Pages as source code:

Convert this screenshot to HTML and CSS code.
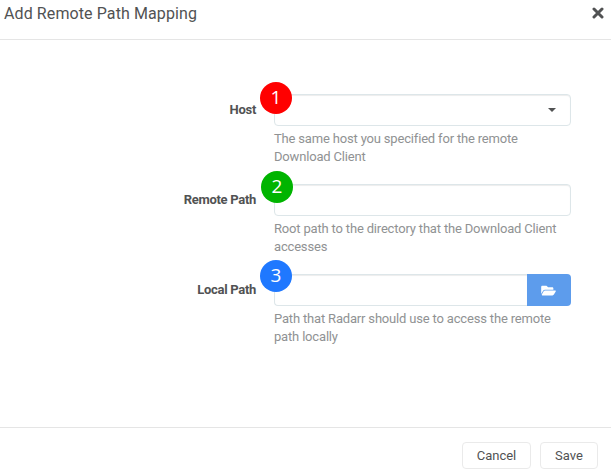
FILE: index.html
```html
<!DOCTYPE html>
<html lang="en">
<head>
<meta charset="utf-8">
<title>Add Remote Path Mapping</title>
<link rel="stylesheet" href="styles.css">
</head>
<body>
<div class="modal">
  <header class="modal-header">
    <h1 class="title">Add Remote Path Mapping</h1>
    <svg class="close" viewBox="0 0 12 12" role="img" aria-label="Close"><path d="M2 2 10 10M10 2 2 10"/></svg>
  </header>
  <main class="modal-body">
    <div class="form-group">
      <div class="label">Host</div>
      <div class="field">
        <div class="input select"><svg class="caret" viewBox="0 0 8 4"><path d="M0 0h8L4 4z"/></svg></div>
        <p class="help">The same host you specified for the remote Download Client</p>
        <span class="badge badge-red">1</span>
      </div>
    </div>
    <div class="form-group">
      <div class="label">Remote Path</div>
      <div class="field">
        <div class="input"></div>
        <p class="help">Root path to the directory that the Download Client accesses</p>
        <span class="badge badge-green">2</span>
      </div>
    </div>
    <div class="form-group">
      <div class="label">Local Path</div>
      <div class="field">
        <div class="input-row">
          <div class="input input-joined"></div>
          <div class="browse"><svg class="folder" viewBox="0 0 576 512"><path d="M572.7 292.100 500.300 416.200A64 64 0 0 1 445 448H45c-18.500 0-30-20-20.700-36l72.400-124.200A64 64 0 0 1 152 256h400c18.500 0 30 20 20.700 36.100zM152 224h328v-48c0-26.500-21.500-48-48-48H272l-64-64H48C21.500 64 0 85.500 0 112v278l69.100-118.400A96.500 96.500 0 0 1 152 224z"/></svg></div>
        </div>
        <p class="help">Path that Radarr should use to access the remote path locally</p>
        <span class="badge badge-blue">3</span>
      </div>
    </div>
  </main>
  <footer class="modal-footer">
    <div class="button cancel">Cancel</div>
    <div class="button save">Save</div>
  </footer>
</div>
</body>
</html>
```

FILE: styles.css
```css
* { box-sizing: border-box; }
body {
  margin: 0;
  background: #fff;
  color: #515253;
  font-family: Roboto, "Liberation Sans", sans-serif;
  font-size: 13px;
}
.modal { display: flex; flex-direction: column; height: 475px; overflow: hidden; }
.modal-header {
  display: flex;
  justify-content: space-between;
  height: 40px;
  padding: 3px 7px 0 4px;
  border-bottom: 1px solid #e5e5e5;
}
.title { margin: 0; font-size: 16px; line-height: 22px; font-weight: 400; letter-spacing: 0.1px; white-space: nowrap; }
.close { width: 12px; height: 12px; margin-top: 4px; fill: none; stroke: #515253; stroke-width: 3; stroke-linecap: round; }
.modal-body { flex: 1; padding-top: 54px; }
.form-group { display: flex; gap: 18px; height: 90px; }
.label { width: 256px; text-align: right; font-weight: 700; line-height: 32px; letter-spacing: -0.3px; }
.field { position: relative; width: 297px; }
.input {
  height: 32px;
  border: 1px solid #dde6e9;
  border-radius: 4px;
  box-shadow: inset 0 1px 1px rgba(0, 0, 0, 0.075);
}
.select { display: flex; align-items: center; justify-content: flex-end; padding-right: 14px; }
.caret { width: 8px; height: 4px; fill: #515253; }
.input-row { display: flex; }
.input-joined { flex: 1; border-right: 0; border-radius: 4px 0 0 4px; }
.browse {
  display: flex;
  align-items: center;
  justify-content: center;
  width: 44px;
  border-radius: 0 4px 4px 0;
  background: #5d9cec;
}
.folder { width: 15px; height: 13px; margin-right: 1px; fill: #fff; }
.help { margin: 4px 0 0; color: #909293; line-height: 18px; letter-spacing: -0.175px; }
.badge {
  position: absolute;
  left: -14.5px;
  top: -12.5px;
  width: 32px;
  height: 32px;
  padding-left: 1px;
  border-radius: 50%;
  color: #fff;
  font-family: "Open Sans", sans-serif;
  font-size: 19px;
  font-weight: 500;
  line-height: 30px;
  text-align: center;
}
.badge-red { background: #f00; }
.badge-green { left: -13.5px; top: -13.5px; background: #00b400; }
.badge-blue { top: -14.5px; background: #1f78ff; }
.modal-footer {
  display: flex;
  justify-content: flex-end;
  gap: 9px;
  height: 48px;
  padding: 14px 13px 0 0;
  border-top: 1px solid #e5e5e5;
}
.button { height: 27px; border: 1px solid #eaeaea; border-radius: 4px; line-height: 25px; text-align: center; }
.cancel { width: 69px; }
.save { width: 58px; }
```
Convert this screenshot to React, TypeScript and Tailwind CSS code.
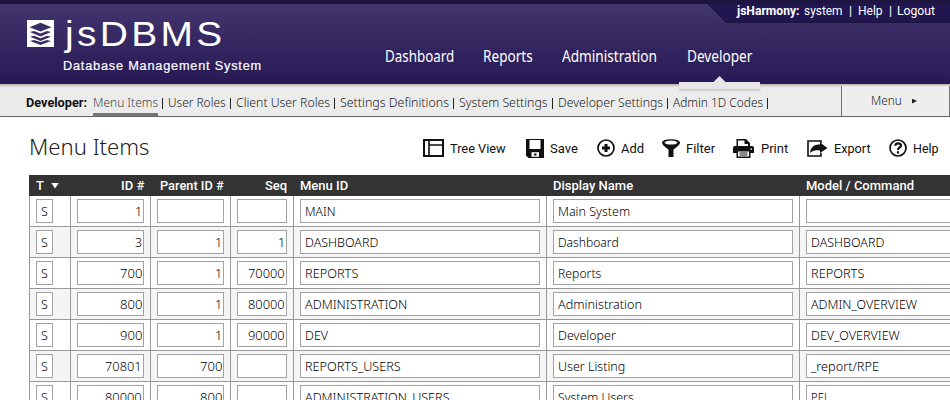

(WRITTEN REQUEST):
Only a number is needed: how many lines of the material above contain "Convert"?

(EXERCISE ANSWER):
2